Storage Terminology - durability, endurance, quality, and reliability
I see a fair amount of confusion from folks in our industry getting some simple terms mixed up – durability, endurance, quality, and reliability.
Durability: The probability of data not being lost in a storage system. This is generally expressed in “nines”, where 99.99% or “four nines” durability means on an annual basis, the system can expect to lose 0.01% of the data. Things that affect storage system durability are data protection, like RAID, replications, and erasure coding. To calculate durability, you need to know the failure rate of the domain and the blast radius (how many devices fail when a larger component fails), the system rebuild time, and the number of data shards and parity shards in the system.
I made a simple durability calculator where the drive is the failure domain. Check it out here!
https://jmhands.github.io/durability/
Storage Durability Calculator
E.g. RAID 1 would be 1 data shard and 1 parity shard. The failure rate would be the AFR of the drive, typically 0.44% on enterprise storage. Rebuild time is measured, we can estimate something like 24 hours for a rebuild of a simple RAID 1 of HDDs.

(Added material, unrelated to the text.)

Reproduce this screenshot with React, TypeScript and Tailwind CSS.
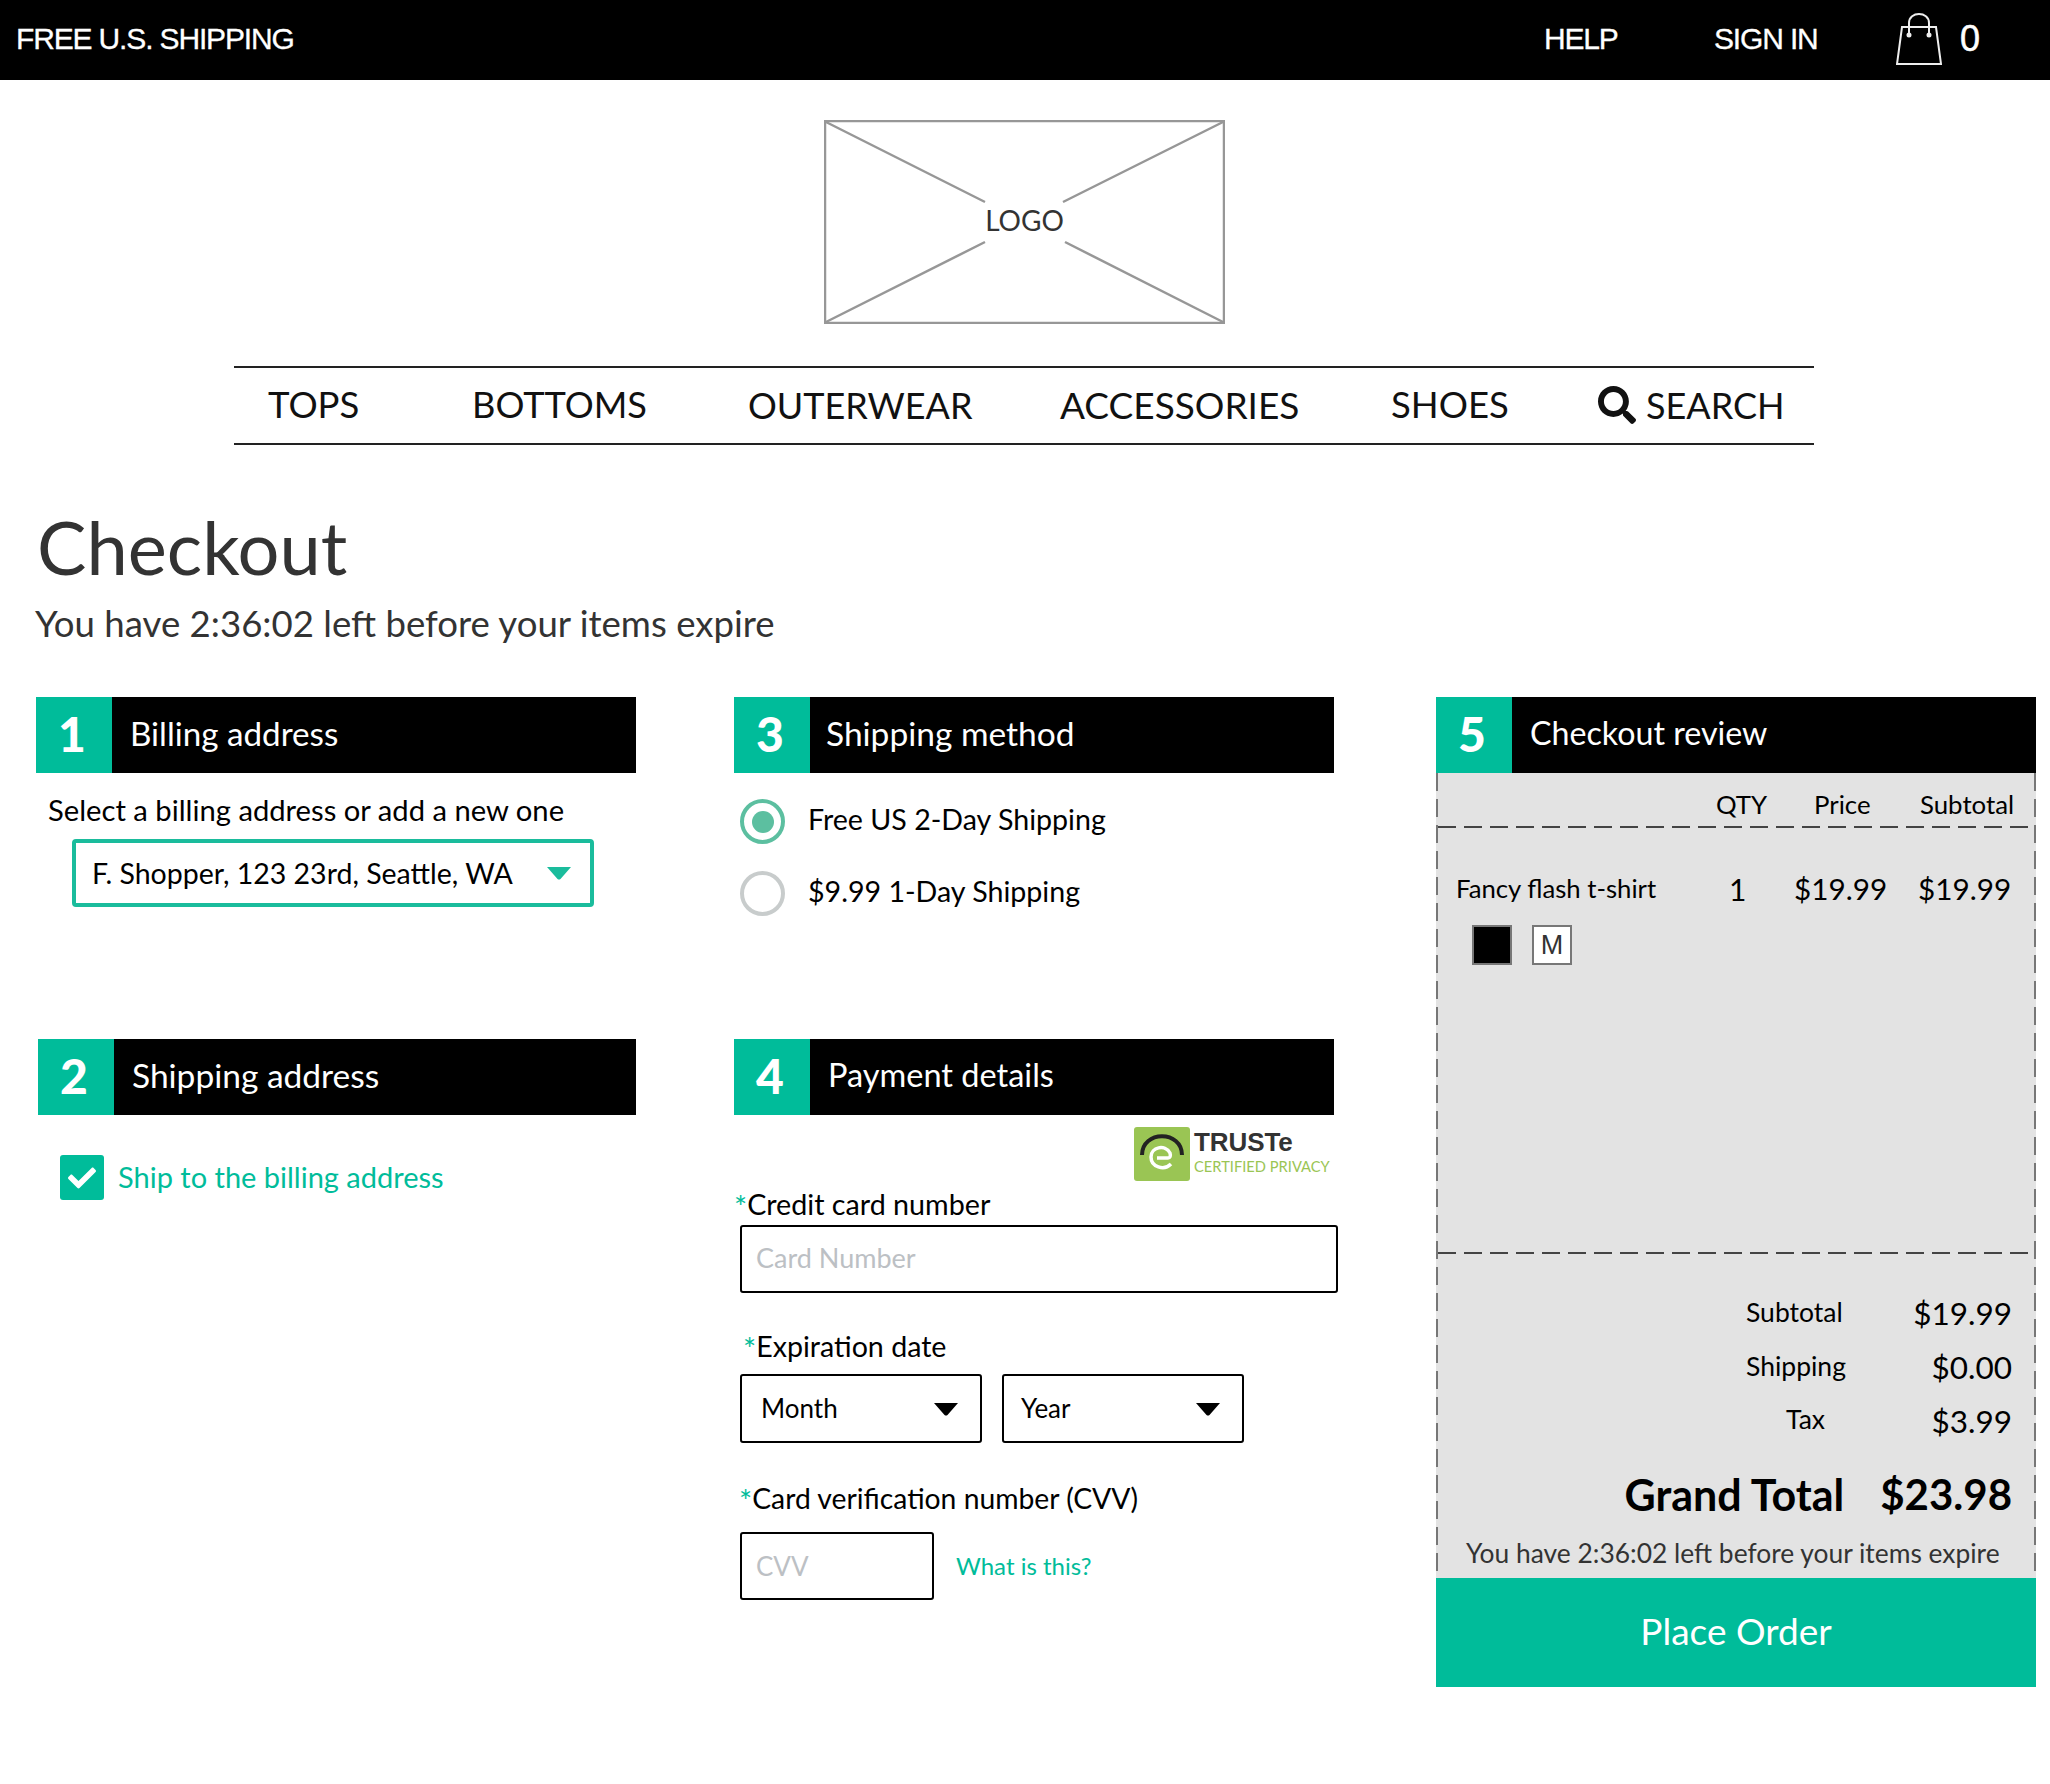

I prefer durability over MTTDL, one – because it is much simpler and easier to understand, you don’t need to know the drive size and bandwidth in the calculation, only indirectly for the rebuild time. This is why all the cloud guys use durability. Some MTTDL calculators out there say you have total data loss if you get one uncorrectable read error during a RAID rebuild, which is not the case with modern hardware and software data protection solutions. On large arrays with hard drives that have an UBER of 10^-15, this is certainly an issue where no other data shards remain.
Quality: Quality and reliability are different metrics. Quality is the goal of reducing time-zero failures. Some lower-end drive models are not tested as robustly as high-end drive models in the factory prior to shipping, and they may have a higher chance of being DOA (dead on arrival). Quality issues on storage devices can generally be addressed with burn-in testing, or weeding out infant mortality at the factory prior to shipping to the customer. A poor quality rate would increase the number of returns a vendor would get. Some compatibility issues could get lumped into a quality issue if the vendor didn’t qualify the device on a specific platform and they get returned because of system incompatibility.
Reliability: reliability issues are caused by extended use of the device. Enterprise SSDs and HDDs are rated at 2M or 2.5M hours MTBF (Mean Time Between Failure), which equates to 0.44% and 0.35% AFR (Annual Failure Rate), respectively. MTBF and AFR are the same metrics expressed in different ways. Mean Time Between Failure is the total amount of drive hours before a failure is expected. This does not mean a single drive can last for 2 million hours; it means if you have a collection of drives running, you should expect one failure every 2M total drive power-on hours (the sum of all the drives). Annual Failure Rate expresses that the individual drive has a 0.44% chance every year to fail, based on the data from a large population of drives. Vendors run a reliability demonstration test to determine the failure rate of a specific device and firmware combination.
I wrote a blog on how hard drives fail on Chia a while back
And I did a series of presentations on how SSDs fail, and some blog posts on NVM Express. I should refresh these because of all the new features in NVMe!
https://nvmexpress.org/how-ssds-fail-nvme-ssd-management-error-reporting-and-logging-capabilities/
Endurance: SSDs have finite endurance, or the amount of data you can write to the SSD before the device wears out and can no longer store data safely. SSD vendors specify this in two ways: TBW (terabytes written) or DWPD (drive writes per day) which is an easy metric of how much you can write to the device every day of the warranty period. JEDEC defines failure of the SSD in this case to reliability store data, either the drive has a higher than rated error rate, or the retention (ability to store data while powered off) at a specific time and temperature cannot be met. Many things affect SSD endurance, but understanding WAF is the MOST important thing one can do to learn about SSD endurance…but this is a topic for a future post.